Shootings, Security, and Articulable Suspicion: Rethinking the Standard for National Security as a Special Factor Preventing Bivens Recovery
On the night of October 10, 2012, sixteen-year-old Mexican citizen Jose Antonio Elena Rodriguez walked alone and unarmed along the sidewalk of Calle Internacional, a well-traveled road that runs parallel to the United States-Mexico border fence. Jose had just finished an evening of playing basketball with his friends and was traveling his usual route home along Calle Internacional when, without warning, U.S. Border Patrol Agent Lonnie Swartz opened fire directly at Jose. Agent Swartz fired a range of fourteen to thirty shots, hitting Jose approximately ten times from behind. According to eyewitnesses, Jose was fully visible and non-threatening. He did not throw rocks, verbally or physically threaten the U.S. Border Patrol agents, or direct any activity at the United States side of the border at all. After being shot from behind, Jose collapsed on the spot. He died seconds later in a pool of his own blood, just blocks away from his own home.
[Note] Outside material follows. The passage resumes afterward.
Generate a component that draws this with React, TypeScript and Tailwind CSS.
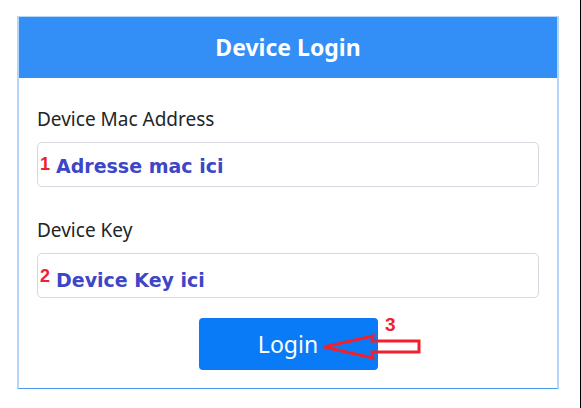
import React from "react"

export default function App() {
  return (
    <div className="min-h-screen w-full bg-white border-r border-black pt-[16px] pl-[17px] font-['Noto_Sans',sans-serif]">
      <div className="w-[542px] border-x-2 border-t border-[#b5d5f9] border-b border-b-[#4a9af0]">
        {/* Header */}
        <div className="h-[61px] bg-[#338ef5] flex items-center justify-center">
          <h1 className="text-white text-[23px] font-bold leading-none">Device Login</h1>
        </div>

        {/* Form */}
        <div className="px-[18px] pt-[28px] pb-[18px] flex flex-col">
          <label className="text-[19px] leading-[27px] text-[#212529]">Device Mac Address</label>
          <div className="relative mt-[9px] h-[45px] rounded-[5px] border border-[#d5d9e0] bg-white">
            <span className="absolute left-[2px] top-[12px] text-[#f0212f] text-[18px] font-bold font-['Liberation_Sans',sans-serif] leading-none">1</span>
            <span className="absolute left-[18px] top-[14px] text-[#3d46c6] text-[19px] font-bold font-['DejaVu_Sans',sans-serif] leading-none">Adresse mac ici</span>
          </div>

          <label className="mt-[30px] text-[19px] leading-[27px] text-[#212529]">Device Key</label>
          <div className="relative mt-[9px] h-[45px] rounded-[5px] border border-[#d5d9e0] bg-white">
            <span className="absolute left-[2px] top-[13px] text-[#f0212f] text-[18px] font-bold font-['Liberation_Sans',sans-serif] leading-none">2</span>
            <span className="absolute left-[18px] top-[17px] text-[#3d46c6] text-[19px] font-bold font-['DejaVu_Sans',sans-serif] leading-none">Device Key ici</span>
          </div>

          <div className="relative mt-[20px] flex justify-center">
            <button className="w-[179px] h-[52px] rounded-[4px] bg-[#0a7bf6] text-white text-[23px] leading-none">
              Login
            </button>
            <span className="absolute left-[348px] top-[-3px] text-[#f0212f] text-[19px] font-bold font-['Liberation_Sans',sans-serif] leading-none">3</span>
            <svg className="absolute left-[285px] top-[16px]" width="100" height="26" viewBox="0 0 100 26">
              <path
                d="M2 13 L51 2 L50 7 L97 7 L97 18 L50 18 L51 24 Z"
                fill="none"
                stroke="#f0212f"
                strokeWidth="3"
                strokeLinejoin="miter"
              />
            </svg>
          </div>
        </div>
      </div>
    </div>
  )
}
The United States indicted and tried Agent Swartz for murder, which resulted in an acquittal. Jose’s mother, Araceli Rodriguez, brought a Bivens action in the United States District Court for the District of Arizona against Agent Swartz in his individual capacity, alleging that his use of unjustified deadly force violated Jose’s Fourth and Fifth Amendment rights under the United States Constitution. The district court determined that the shooting was a “seizure” within the meaning of the Fourth Amendment, but dismissed the Fifth Amendment claim. The court also rejected Agent Swartz’s claim to qualified immunity, allowing the case to proceed. In a two-to-one decision, the Ninth Circuit affirmed the decision of the district court. The Ninth Circuit held that, despite the presumption against the expansion of Bivens claims, the Rodriguez action was allowed to move forward because no other adequate remedy was available, the circumstances of Jose’s case gave no reason to believe that Congress intended to withhold a remedy, and no special factors counseled hesitation in extending a Bivens action in the case. Judge Smith dissented, stating that extending a Bivens action to Rodriguez overstepped separation of powers principles and created an unnecessary circuit split. Indeed, Judge Smith called attention to the recent Fifth Circuit decision in Hernandez v. Mesa, reaching the opposite result on facts unnervingly similar to those of Rodriguez.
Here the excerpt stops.